--- start of DATA EXTRACT ---

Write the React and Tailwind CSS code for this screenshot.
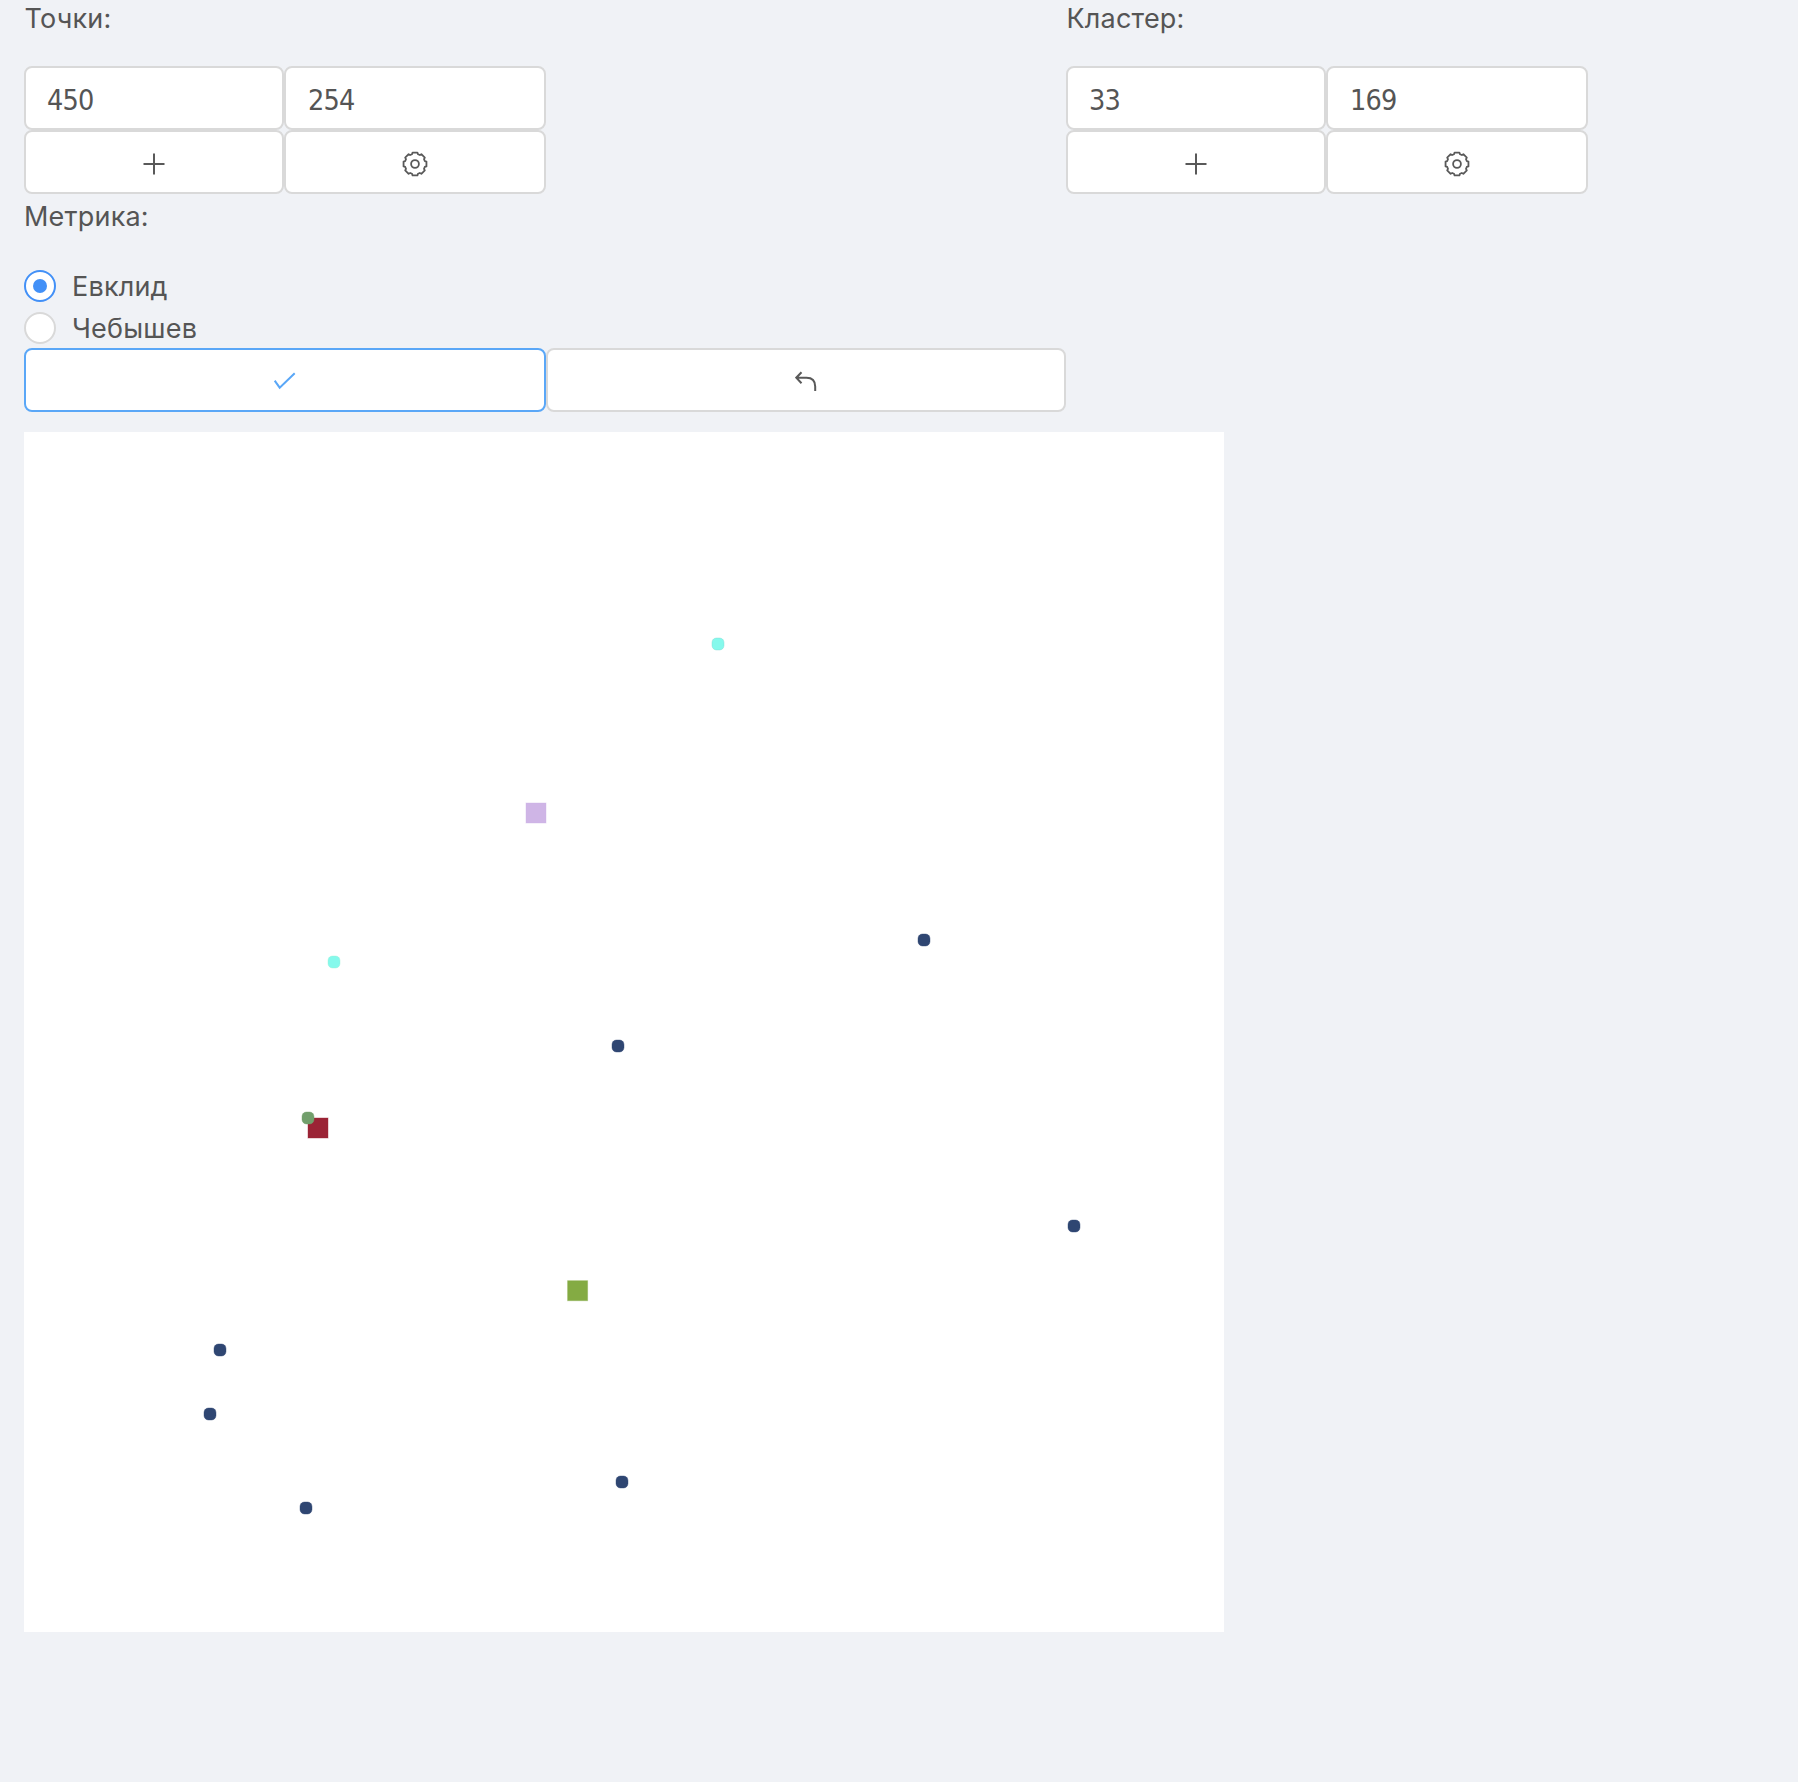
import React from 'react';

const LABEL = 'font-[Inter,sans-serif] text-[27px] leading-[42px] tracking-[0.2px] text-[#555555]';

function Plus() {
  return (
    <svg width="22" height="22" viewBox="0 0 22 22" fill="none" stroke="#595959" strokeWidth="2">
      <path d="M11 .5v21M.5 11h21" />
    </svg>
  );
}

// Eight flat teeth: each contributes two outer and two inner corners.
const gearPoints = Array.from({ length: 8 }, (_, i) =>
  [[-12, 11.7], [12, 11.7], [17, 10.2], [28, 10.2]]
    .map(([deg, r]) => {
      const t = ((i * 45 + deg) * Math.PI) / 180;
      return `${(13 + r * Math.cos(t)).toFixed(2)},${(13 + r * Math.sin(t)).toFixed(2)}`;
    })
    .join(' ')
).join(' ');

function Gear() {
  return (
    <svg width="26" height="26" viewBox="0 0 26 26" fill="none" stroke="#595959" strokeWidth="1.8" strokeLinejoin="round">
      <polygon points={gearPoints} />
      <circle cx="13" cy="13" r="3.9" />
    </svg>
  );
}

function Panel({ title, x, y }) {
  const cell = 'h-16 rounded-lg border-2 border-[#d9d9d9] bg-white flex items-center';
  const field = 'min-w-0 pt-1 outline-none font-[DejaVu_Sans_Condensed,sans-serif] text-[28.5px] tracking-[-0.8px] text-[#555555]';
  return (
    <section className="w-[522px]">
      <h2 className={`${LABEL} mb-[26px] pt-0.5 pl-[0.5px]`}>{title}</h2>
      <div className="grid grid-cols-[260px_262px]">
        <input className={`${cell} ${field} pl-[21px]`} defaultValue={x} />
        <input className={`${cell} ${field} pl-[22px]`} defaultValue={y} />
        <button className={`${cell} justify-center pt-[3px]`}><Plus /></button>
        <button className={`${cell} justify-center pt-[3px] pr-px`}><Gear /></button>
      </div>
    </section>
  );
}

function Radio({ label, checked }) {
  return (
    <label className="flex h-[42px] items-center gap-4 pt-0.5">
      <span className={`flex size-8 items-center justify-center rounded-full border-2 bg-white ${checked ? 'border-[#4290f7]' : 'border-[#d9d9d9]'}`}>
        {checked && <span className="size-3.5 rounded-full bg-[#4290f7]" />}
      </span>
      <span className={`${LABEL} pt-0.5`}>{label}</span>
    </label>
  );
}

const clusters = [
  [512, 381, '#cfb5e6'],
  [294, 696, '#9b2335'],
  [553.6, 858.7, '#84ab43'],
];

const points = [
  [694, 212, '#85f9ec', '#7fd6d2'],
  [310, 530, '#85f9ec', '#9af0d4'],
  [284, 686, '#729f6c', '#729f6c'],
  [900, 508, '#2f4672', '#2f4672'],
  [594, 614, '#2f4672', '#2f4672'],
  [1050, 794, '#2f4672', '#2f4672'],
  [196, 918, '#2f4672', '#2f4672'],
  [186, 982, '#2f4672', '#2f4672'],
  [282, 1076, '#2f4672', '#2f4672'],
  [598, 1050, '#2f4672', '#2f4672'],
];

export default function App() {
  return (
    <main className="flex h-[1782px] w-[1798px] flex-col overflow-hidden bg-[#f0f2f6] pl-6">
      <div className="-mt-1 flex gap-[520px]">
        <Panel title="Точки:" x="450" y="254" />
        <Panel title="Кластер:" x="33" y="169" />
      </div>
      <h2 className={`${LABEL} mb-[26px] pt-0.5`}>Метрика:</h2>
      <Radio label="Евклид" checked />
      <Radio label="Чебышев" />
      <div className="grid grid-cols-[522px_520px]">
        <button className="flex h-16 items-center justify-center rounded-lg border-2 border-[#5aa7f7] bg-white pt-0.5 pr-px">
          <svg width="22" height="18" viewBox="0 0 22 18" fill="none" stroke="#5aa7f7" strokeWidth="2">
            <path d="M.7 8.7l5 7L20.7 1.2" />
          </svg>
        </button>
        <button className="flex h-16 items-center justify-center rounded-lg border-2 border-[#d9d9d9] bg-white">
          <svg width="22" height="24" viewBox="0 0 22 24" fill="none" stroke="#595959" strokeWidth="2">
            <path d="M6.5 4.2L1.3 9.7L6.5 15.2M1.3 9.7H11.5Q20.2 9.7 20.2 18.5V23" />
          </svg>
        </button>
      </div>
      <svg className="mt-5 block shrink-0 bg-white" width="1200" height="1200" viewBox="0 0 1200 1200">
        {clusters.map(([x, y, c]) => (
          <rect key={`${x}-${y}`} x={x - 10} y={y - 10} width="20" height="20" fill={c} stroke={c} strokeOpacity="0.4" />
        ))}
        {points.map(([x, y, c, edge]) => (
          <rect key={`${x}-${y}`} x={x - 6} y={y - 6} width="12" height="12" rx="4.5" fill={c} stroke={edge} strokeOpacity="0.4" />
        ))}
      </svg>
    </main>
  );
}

--- end of DATA EXTRACT ---

__WRITTEN EXERCISE__:
Without the pictures, return the listing above from its first line through the line that has "const LABEL = 'font-[Inter,sans-serif]".

__RESULT OF THE EXERCISE__:
Write the React and Tailwind CSS code for this screenshot.
import React from 'react';

const LABEL = 'font-[Inter,sans-serif] text-[27px] leading-[42px] tracking-[0.2px] text-[#555555]';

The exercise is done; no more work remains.